Trump, in other words, was too crooked for the crooks on Wall Street. But the Russian oligarchs, who had become billionaires overnight by plundering the destroyed socialist economy after the counterrevolution, first under Boris Yeltsin and then under Vladimir Putin, had money to spare to be invested and laundered. The Trump family, being shut out of Wall Street financing, was inevitably drawn to them.
Of course, politics follows the money, and the Trump family became entangled with Russia, financially and perhaps politically. This is what makes Trump legally vulnerable under U.S. capitalist law.

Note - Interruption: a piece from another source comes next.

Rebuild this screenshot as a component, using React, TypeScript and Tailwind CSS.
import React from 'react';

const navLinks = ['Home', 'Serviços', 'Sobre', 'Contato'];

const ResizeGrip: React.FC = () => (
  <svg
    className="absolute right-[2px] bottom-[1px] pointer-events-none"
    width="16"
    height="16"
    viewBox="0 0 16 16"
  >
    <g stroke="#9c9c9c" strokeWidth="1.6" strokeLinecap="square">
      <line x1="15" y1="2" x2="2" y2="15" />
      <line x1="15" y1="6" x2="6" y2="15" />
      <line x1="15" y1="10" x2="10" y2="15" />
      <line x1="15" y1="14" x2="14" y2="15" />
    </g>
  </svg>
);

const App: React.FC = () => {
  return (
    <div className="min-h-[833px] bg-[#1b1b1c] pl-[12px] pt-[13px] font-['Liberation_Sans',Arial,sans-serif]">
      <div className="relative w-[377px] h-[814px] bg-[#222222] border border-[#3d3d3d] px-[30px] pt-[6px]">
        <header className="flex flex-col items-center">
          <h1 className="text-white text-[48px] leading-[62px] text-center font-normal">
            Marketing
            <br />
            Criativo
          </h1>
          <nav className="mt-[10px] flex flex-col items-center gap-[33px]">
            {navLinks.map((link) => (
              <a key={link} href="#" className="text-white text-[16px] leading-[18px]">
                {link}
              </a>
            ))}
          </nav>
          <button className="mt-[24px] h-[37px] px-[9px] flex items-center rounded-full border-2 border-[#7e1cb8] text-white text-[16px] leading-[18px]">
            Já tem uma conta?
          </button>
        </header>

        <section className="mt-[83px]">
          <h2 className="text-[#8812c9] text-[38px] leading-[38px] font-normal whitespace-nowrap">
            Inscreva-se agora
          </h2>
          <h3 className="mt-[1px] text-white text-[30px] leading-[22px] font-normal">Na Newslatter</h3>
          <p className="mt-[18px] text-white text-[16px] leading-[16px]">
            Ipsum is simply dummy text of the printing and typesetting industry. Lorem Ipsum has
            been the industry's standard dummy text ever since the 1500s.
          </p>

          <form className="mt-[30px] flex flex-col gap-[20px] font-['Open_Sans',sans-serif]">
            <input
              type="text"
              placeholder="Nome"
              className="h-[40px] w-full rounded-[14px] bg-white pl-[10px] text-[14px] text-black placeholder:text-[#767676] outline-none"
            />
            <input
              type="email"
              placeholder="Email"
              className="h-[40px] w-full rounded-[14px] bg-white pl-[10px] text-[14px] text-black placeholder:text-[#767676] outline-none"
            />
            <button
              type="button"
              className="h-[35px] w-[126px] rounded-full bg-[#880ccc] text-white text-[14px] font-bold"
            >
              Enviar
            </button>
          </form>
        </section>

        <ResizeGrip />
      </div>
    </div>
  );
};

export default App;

It is on this that the neoliberals, Democratic Party bigwigs and anti-Trump sectors of the ruling class are pinning their hopes.
Workers and oppressed must take advantage of split to fight back
Whatever the particulars of the case, it would be to the detriment of the working class to let the ruling class lead the battle against Trump.

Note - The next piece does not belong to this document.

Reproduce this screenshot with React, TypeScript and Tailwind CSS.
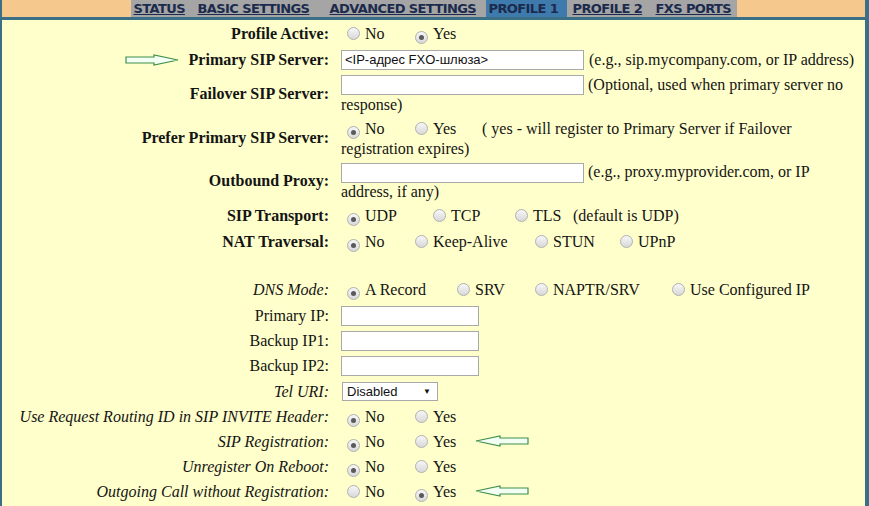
import React from 'react'

const tabs = [
  { label: 'STATUS', w: 'w-[61px] pl-[3px]' },
  { label: 'BASIC SETTINGS', w: 'w-[132px] pl-[6px]' },
  { label: 'ADVANCED SETTINGS', w: 'w-[162px] pl-[6px]' },
  { label: 'PROFILE 1', w: 'w-[81px] pl-[3px]', active: true },
  { label: 'PROFILE 2', w: 'w-[83px] pl-[6px]' },
  { label: 'FXS PORTS', w: 'w-[87px] pl-[6px]' },
]

function Radio({ on }: { on?: boolean }) {
  return (
    <span className="inline-flex items-center justify-center w-[13px] h-[13px] rounded-full border border-[#b0b0b0] bg-linear-to-b from-[#f7f7f7] to-[#d9d9d9] align-[-1px] mr-[5px]">
      {on && <span className="w-[5px] h-[5px] rounded-full bg-[#5a5a5a]" />}
    </span>
  )
}

function Option({ label, on, w }: { label: string; on?: boolean; w?: string }) {
  return (
    <span className={`inline-block whitespace-nowrap ${w ?? ''}`}>
      <Radio on={on} />
      {label}
    </span>
  )
}

function Arrow({ left }: { left?: boolean }) {
  return (
    <svg width="54" height="12" viewBox="0 0 54 12" className={left ? '' : 'rotate-180'}>
      <path
        d="M1 6 L25 1 L25 3 L53 3 L53 9 L25 9 L25 11 Z"
        fill="#f4fff4"
        stroke="#3f8f4a"
        strokeWidth="1.2"
        strokeLinejoin="miter"
      />
    </svg>
  )
}

function Field({ w, value }: { w: string; value?: string }) {
  return (
    <input
      readOnly
      defaultValue={value}
      className={`${w} h-[20px] align-top border border-[#a9a9a9] bg-white px-[3px] text-[13px] text-[#111] font-['Liberation_Sans',Arial,sans-serif] outline-none`}
    />
  )
}

function Row({
  label,
  style = 'bold',
  h = 'h-[25px]',
  children,
  extra,
}: {
  label: string
  style?: 'bold' | 'italic' | 'plain'
  h?: string
  children?: React.ReactNode
  extra?: React.ReactNode
}) {
  const cls = style === 'bold' ? 'font-bold' : style === 'italic' ? 'italic' : ''
  return (
    <div className={`flex ${h} relative`}>
      <div className={`w-[331px] shrink-0 flex items-center justify-end pr-[4px] pt-[1px] ${cls}`}>{label}</div>
      <div className="flex-1 flex items-center pl-[8px] pt-[1px] whitespace-nowrap">{children}</div>
      {extra}
    </div>
  )
}

function WrapRow({
  label,
  h,
  lead = 'leading-[20px]',
  children,
}: {
  label: string
  h: string
  lead?: string
  children: React.ReactNode
}) {
  return (
    <div className={`flex ${h}`}>
      <div className="w-[331px] shrink-0 flex items-center justify-end pr-[4px] font-bold">{label}</div>
      <div className={`flex-1 pl-[8px] pr-[4px] pt-[3px] ${lead}`}>{children}</div>
    </div>
  )
}

export default function App() {
  return (
    <div className="min-h-screen bg-[#ffffcc] border-l-2 border-r-4 border-[#3a6f86] font-['Liberation_Serif','Times_New_Roman',serif] text-[16px] text-[#141414]">
      <div className="h-[20px] bg-[#f5c98e] border-b-[3px] border-[#3a6f86] flex justify-center">
        <div className="flex h-[17px] bg-[#a5a5a5]">
          {tabs.map((t) => (
            <div
              key={t.label}
              className={`${t.w} h-full flex items-center font-['DejaVu_Sans',Verdana,sans-serif] font-bold text-[13px] tracking-[-0.6px] text-[#1b2a4d] ${t.active ? 'bg-[#3e7aab]' : 'underline underline-offset-1'}`}
            >
              {t.label}
            </div>
          ))}
        </div>
      </div>

      <Row label="Profile Active:" h="h-[26px]">
        <span className="ml-[6px]">
          <Option label="No" w="w-[68px]" />
          <Option label="Yes" on />
        </span>
      </Row>

      <Row
        label="Primary SIP Server:"
        h="h-[26px]"
        extra={
          <div className="absolute left-[123px] top-[8px]">
            <Arrow />
          </div>
        }
      >
        <Field w="w-[243px]" value="<IP-адрес FXO-шлюза>" />
        <span className="ml-[5px]">(e.g., sip.mycompany.com, or IP address)</span>
      </Row>

      <WrapRow label="Failover SIP Server:" h="h-[44px]">
        <Field w="w-[243px]" /> (Optional, used when primary server no response)
      </WrapRow>

      <WrapRow label="Prefer Primary SIP Server:" h="h-[44px]">
        <span className="ml-[6px]">
          <Option label="No" on w="w-[68px]" />
          <Option label="Yes" w="w-[67px]" />
        </span>
        ( yes - will register to Primary Server if Failover registration expires)
      </WrapRow>

      <WrapRow label="Outbound Proxy:" h="h-[42px]" lead="leading-[18px]">
        <Field w="w-[243px]" /> (e.g., proxy.myprovider.com, or IP address, if any)
      </WrapRow>

      <Row label="SIP Transport:" h="h-[26px]">
        <span className="ml-[6px]">
          <Option label="UDP" on w="w-[86px]" />
          <Option label="TCP" w="w-[82px]" />
          <Option label="TLS" w="w-[58px]" />
          (default is UDP)
        </span>
      </Row>

      <Row label="NAT Traversal:" h="h-[26px]">
        <span className="ml-[6px]">
          <Option label="No" on w="w-[68px]" />
          <Option label="Keep-Alive" w="w-[120px]" />
          <Option label="STUN" w="w-[85px]" />
          <Option label="UPnP" />
        </span>
      </Row>

      <div className="h-[22px]" />

      <Row label="DNS Mode:" style="italic" h="h-[26px]">
        <span className="ml-[6px]">
          <Option label="A Record" on w="w-[110px]" />
          <Option label="SRV" w="w-[78px]" />
          <Option label="NAPTR/SRV" w="w-[137px]" />
          <Option label="Use Configured IP" />
        </span>
      </Row>

      <Row label="Primary IP:" style="plain" h="h-[26px]">
        <Field w="w-[138px]" />
      </Row>
      <Row label="Backup IP1:" style="plain">
        <Field w="w-[138px]" />
      </Row>
      <Row label="Backup IP2:" style="plain">
        <Field w="w-[138px]" />
      </Row>

      <Row label="Tel URI:" style="italic" h="h-[26px]">
        <span className="ml-[1px] w-[96px] h-[19px] border border-[#a9a9a9] bg-white flex items-center justify-between pl-[4px] pr-[6px] font-['Liberation_Sans',Arial,sans-serif] text-[13px] text-[#111]">
          Disabled
          <span className="text-[8px]">▼</span>
        </span>
      </Row>

      <Row label="Use Request Routing ID in SIP INVITE Header:" style="italic">
        <span className="ml-[6px]">
          <Option label="No" on w="w-[68px]" />
          <Option label="Yes" />
        </span>
      </Row>

      <Row
        label="SIP Registration:"
        style="italic"
        extra={
          <div className="absolute left-[473px] top-[6px]">
            <Arrow left />
          </div>
        }
      >
        <span className="ml-[6px]">
          <Option label="No" on w="w-[68px]" />
          <Option label="Yes" />
        </span>
      </Row>

      <Row label="Unregister On Reboot:" style="italic">
        <span className="ml-[6px]">
          <Option label="No" on w="w-[68px]" />
          <Option label="Yes" />
        </span>
      </Row>

      <Row
        label="Outgoing Call without Registration:"
        style="italic"
        extra={
          <div className="absolute left-[473px] top-[6px]">
            <Arrow left />
          </div>
        }
      >
        <span className="ml-[6px]">
          <Option label="No" w="w-[68px]" />
          <Option label="Yes" on />
        </span>
      </Row>
    </div>
  )
}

If the top labor leadership were not in the pockets of the bosses, it would have mounted massive struggles against the tax bill, opened up the fight for universal health care and defended the 800,000 DACA immigrants, as well as the tens of thousands of immigrants from the Caribbean facing deportation.

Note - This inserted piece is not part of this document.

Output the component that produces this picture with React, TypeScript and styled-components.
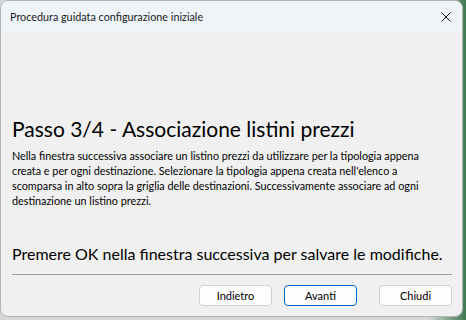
import React from 'react';
import styled, { createGlobalStyle } from 'styled-components';

const GlobalStyle = createGlobalStyle`
  html, body {
    margin: 0;
    padding: 0;
    width: 466px;
    height: 320px;
    overflow: hidden;
    background: #dcdcdc;
  }
  body {
    font-family: Lato, "Noto Sans", "Liberation Sans", sans-serif;
    color: #000;
  }
`;

const Desktop = styled.div`
  width: 466px;
  height: 320px;
  background: linear-gradient(90deg, #d6d6d6 0%, #d6d6d6 92%, #3f7a52 100%);
`;

const Window = styled.div`
  width: 461px;
  height: 315px;
  border: 1px solid #b4b4b4;
  border-radius: 8px;
  overflow: hidden;
  background: #f0f0f0;
  display: flex;
  flex-direction: column;
`;

const TitleBar = styled.div`
  height: 31px;
  flex: none;
  background: #eff4f9;
  display: flex;
  align-items: center;
  justify-content: space-between;
  padding: 0 0 0 9px;
`;

const Title = styled.span`
  font-size: 10.8px;
  line-height: 16px;
  color: #1a1a1a;
`;

const CloseButton = styled.div`
  width: 46px;
  height: 31px;
  display: flex;
  align-items: center;
  justify-content: center;
  margin-right: -7px;
`;

const Body = styled.div`
  flex: 1;
  display: flex;
  flex-direction: column;
  padding: 84px 10px 0 11px;
`;

const Heading = styled.h1`
  margin: 0;
  font-weight: 400;
  font-size: 21px;
  line-height: 26px;
  white-space: nowrap;
`;

const Description = styled.p`
  margin: 6px 0 0;
  font-size: 10.8px;
  line-height: 15px;
  white-space: nowrap;
`;

const Notice = styled.p`
  margin: 36px 0 0;
  font-size: 16px;
  line-height: 20px;
  white-space: nowrap;
`;

const Separator = styled.div`
  margin-top: 10px;
  height: 1px;
  background: #a0a0a0;
`;

const ButtonRow = styled.div`
  margin-top: 10px;
  display: flex;
  justify-content: flex-end;
`;

const Button = styled.button<{ $primary?: boolean; $gap?: number }>`
  width: 73px;
  height: 21px;
  margin-left: ${(p) => p.$gap ?? 0}px;
  padding: 0;
  font-family: inherit;
  font-size: 11px;
  color: #000;
  background: #fdfdfd;
  border: 1px solid ${(p) => (p.$primary ? '#0067c0' : '#d0d0d0')};
  border-radius: 4px;
`;

export default function App() {
  return (
    <Desktop>
      <GlobalStyle />
      <Window>
        <TitleBar>
          <Title>Procedura guidata configurazione iniziale</Title>
          <CloseButton>
            <svg width="10" height="10" viewBox="0 0 10 10">
              <path d="M0.5 0.5 L9.5 9.5 M9.5 0.5 L0.5 9.5" stroke="#1a1a1a" strokeWidth="1" />
            </svg>
          </CloseButton>
        </TitleBar>
        <Body>
          <Heading>Passo 3/4 - Associazione listini prezzi</Heading>
          <Description>
            Nella finestra successiva associare un listino prezzi da utilizzare per la tipologia appena
            <br />
            creata e per ogni destinazione. Selezionare la tipologia appena creata nell'elenco a
            <br />
            scomparsa in alto sopra la griglia delle destinazioni. Successivamente associare ad ogni
            <br />
            destinazione un listino prezzi.
          </Description>
          <Notice>Premere OK nella finestra successiva per salvare le modifiche.</Notice>
          <Separator />
          <ButtonRow>
            <Button>Indietro</Button>
            <Button $primary $gap={12}>Avanti</Button>
            <Button $gap={22}>Chiudi</Button>
          </ButtonRow>
        </Body>
      </Window>
    </Desktop>
  );
}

It would fight for a massive raise in the minimum wage and, above all, open up the battle against racism/white supremacy, sexism and anti-LGBTQ oppression. It would demand U.S. troops out of the Middle East, Afghanistan, Africa and south Korea, and an end to U.S. military exercises against the Democratic People’s Republic of Korea, hands off Venezuela and Honduras, and an end to the blockade of Cuba.
It would wage a struggle to shut down the Dakota Access Pipeline, not only in the interest of the environment, but in solidarity with the Native people whose land is being destroyed.
This would be the beginning of a minimal independent working- class program.
This is the way to fight Trump and Trumpism, as well as the neoliberalism of the Democratic Party imperialists.